Exercise directions: Check each line of the records below for the word "React" and copy those where it appears.

Web page code records:
========================================

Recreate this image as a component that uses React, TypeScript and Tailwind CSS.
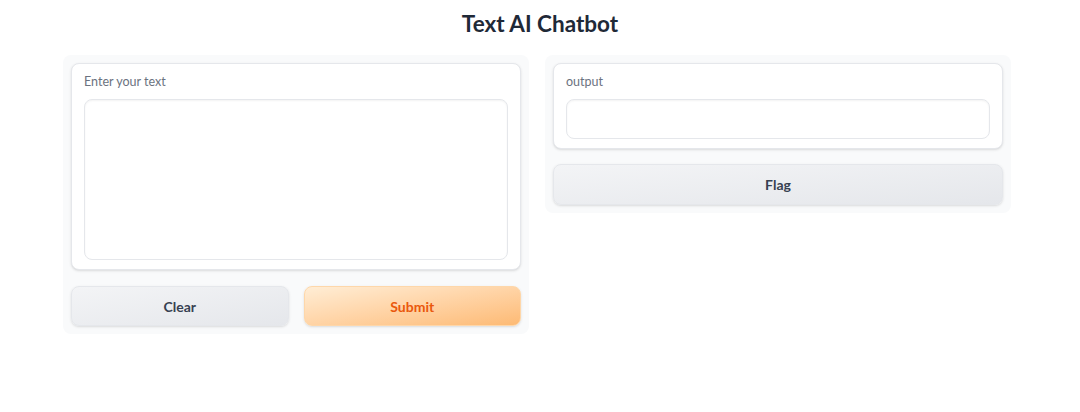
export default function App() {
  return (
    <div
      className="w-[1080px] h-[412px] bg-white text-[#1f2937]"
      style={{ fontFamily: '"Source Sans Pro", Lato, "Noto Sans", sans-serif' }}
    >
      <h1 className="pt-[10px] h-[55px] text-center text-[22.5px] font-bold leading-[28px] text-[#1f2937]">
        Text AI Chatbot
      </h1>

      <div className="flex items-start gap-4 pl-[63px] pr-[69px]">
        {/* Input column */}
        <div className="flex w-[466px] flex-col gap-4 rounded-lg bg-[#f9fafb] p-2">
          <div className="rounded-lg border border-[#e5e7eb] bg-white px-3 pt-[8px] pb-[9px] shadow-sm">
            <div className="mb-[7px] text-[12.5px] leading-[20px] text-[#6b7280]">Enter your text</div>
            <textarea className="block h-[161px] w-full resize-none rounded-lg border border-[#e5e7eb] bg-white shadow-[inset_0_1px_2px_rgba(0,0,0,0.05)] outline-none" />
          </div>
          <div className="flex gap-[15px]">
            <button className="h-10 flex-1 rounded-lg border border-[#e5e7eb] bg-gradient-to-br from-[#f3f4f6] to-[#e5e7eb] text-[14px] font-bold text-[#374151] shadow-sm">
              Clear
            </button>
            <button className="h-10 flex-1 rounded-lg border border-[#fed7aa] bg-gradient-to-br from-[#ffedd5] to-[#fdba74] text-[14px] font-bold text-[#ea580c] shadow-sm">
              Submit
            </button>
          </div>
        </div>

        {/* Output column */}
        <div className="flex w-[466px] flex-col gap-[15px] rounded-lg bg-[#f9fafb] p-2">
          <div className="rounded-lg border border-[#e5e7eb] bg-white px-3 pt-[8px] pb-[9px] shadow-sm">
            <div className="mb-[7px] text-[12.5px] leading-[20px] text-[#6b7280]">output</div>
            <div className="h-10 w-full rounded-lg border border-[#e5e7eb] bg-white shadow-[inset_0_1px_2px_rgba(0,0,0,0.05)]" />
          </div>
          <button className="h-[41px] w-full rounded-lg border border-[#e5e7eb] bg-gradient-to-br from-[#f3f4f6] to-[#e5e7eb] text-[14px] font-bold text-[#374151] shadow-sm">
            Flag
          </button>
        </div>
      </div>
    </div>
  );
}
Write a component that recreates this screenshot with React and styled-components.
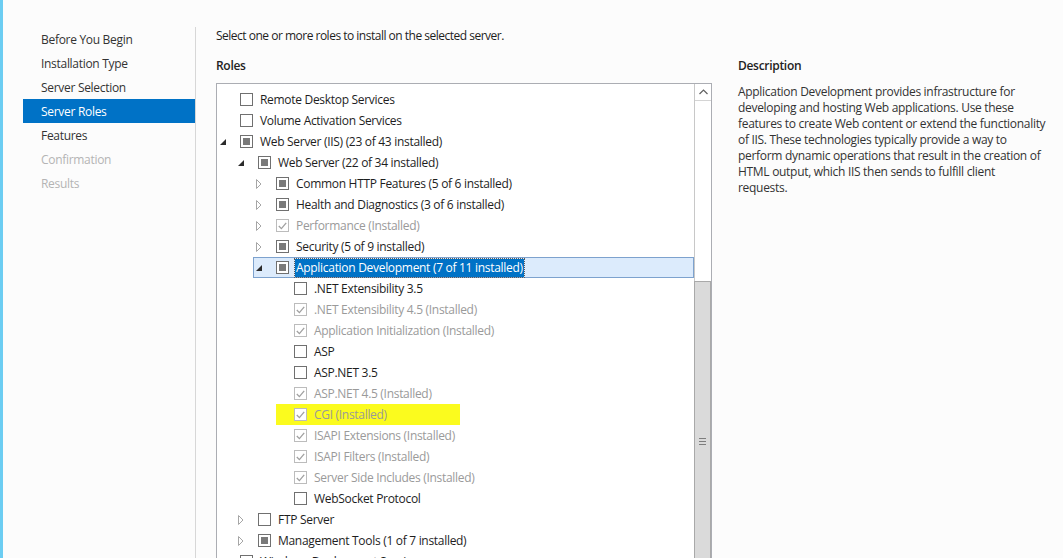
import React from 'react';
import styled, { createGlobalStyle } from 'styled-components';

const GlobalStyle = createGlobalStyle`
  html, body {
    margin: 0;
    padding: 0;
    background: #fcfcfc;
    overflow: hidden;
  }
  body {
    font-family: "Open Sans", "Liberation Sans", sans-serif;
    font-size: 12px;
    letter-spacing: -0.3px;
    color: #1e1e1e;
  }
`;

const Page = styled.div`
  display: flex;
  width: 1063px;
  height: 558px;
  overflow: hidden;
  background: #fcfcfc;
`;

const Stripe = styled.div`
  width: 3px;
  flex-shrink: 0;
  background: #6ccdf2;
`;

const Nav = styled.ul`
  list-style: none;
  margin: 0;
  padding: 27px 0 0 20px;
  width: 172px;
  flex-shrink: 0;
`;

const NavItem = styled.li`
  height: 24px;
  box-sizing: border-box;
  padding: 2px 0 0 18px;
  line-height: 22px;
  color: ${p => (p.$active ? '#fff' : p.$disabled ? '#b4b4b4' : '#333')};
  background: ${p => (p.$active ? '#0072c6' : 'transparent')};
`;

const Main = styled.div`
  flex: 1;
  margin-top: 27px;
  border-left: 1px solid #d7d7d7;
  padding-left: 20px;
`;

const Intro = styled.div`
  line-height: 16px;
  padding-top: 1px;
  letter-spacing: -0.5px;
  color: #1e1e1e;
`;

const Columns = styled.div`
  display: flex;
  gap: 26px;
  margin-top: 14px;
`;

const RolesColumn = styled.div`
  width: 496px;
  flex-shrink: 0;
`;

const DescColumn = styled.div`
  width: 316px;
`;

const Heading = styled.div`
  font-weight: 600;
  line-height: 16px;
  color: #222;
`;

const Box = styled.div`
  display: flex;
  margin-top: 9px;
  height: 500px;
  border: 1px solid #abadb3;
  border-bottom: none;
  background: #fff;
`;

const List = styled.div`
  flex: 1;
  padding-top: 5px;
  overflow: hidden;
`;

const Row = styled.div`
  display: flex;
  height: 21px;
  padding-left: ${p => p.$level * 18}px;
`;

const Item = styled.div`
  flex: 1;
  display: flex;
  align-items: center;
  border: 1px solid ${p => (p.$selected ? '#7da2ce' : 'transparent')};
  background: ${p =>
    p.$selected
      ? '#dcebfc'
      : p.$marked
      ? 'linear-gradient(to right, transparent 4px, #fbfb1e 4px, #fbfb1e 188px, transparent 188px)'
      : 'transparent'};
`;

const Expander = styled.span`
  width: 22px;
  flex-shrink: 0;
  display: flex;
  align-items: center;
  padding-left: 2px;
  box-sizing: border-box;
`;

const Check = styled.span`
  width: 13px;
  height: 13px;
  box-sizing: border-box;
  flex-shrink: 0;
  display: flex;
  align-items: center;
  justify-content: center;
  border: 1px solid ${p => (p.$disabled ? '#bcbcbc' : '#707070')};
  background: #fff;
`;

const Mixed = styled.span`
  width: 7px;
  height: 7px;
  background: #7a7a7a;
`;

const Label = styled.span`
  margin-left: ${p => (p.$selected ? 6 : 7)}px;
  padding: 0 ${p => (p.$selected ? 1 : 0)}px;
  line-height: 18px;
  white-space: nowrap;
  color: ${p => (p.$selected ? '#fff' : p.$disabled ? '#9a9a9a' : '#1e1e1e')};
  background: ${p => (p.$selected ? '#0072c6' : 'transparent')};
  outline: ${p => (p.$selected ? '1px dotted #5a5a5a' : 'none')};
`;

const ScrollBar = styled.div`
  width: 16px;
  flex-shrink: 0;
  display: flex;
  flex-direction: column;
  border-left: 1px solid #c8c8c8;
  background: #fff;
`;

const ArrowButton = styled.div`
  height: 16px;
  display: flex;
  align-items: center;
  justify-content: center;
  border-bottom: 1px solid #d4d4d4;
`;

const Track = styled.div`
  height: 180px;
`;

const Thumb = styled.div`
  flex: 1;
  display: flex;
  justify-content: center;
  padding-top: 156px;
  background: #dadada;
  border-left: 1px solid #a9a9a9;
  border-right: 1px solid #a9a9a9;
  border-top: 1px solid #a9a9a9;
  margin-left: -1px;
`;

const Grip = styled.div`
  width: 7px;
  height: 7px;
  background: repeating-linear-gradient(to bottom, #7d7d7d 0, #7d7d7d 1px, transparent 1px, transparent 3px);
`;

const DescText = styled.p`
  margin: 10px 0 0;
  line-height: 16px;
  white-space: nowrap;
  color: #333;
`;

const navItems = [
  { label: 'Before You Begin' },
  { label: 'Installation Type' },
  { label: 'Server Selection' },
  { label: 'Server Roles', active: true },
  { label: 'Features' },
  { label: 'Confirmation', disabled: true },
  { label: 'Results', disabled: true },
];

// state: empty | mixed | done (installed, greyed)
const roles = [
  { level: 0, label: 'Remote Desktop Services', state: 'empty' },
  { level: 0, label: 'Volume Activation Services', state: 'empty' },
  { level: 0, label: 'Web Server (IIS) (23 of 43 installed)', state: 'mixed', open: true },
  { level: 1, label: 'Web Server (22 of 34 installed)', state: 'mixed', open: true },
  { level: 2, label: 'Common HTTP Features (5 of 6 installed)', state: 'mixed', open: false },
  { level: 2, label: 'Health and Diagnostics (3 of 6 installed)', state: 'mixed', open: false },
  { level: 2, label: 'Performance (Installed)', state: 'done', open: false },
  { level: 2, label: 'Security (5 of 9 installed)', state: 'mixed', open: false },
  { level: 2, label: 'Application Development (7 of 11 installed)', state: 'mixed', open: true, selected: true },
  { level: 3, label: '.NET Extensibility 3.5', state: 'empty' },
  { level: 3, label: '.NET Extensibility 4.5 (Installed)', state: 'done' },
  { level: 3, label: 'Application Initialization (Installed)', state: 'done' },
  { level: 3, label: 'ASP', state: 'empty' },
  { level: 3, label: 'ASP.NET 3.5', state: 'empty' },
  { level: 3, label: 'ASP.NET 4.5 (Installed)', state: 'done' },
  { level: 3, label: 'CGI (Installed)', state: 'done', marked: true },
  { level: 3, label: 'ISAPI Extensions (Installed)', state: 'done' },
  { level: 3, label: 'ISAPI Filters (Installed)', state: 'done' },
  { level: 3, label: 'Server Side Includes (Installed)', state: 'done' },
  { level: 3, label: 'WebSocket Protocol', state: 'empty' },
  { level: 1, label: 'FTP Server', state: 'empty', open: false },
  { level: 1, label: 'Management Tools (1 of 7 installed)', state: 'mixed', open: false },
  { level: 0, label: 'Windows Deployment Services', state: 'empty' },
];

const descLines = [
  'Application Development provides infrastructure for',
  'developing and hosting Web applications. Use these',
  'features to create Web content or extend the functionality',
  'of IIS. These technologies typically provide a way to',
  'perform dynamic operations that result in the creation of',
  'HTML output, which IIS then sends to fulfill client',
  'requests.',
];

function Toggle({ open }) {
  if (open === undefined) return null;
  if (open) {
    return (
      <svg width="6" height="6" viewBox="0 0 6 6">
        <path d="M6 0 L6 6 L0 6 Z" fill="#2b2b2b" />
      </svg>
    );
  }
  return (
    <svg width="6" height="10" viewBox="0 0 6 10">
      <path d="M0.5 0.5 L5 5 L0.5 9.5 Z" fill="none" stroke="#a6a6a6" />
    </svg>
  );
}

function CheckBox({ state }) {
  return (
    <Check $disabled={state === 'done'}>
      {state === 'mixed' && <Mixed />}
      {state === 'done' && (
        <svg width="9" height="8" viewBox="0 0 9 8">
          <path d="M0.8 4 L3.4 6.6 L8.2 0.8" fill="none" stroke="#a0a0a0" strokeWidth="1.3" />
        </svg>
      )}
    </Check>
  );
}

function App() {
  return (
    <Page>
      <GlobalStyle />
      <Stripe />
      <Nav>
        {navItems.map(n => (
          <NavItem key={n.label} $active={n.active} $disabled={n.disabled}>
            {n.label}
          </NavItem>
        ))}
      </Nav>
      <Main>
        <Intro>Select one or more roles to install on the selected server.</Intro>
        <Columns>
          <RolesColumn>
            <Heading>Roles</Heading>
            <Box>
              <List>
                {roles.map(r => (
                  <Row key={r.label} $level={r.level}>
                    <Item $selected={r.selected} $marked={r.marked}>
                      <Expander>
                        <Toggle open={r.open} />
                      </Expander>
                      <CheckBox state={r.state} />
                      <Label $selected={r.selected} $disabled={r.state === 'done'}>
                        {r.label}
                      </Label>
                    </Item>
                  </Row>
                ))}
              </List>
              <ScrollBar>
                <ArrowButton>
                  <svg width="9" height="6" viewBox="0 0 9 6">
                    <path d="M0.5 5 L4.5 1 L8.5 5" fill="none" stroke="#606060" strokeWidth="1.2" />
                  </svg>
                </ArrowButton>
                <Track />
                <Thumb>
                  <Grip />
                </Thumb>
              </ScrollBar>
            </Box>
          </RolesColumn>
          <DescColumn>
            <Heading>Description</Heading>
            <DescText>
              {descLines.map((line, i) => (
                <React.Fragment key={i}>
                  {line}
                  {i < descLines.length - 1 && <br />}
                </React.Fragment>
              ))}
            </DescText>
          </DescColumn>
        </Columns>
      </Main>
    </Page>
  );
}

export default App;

========================================

Response to this exercise:
Recreate this image as a component that uses React, TypeScript and Tailwind CSS.
Write a component that recreates this screenshot with React and styled-components.
import React from 'react';
                <React.Fragment key={i}>
                </React.Fragment>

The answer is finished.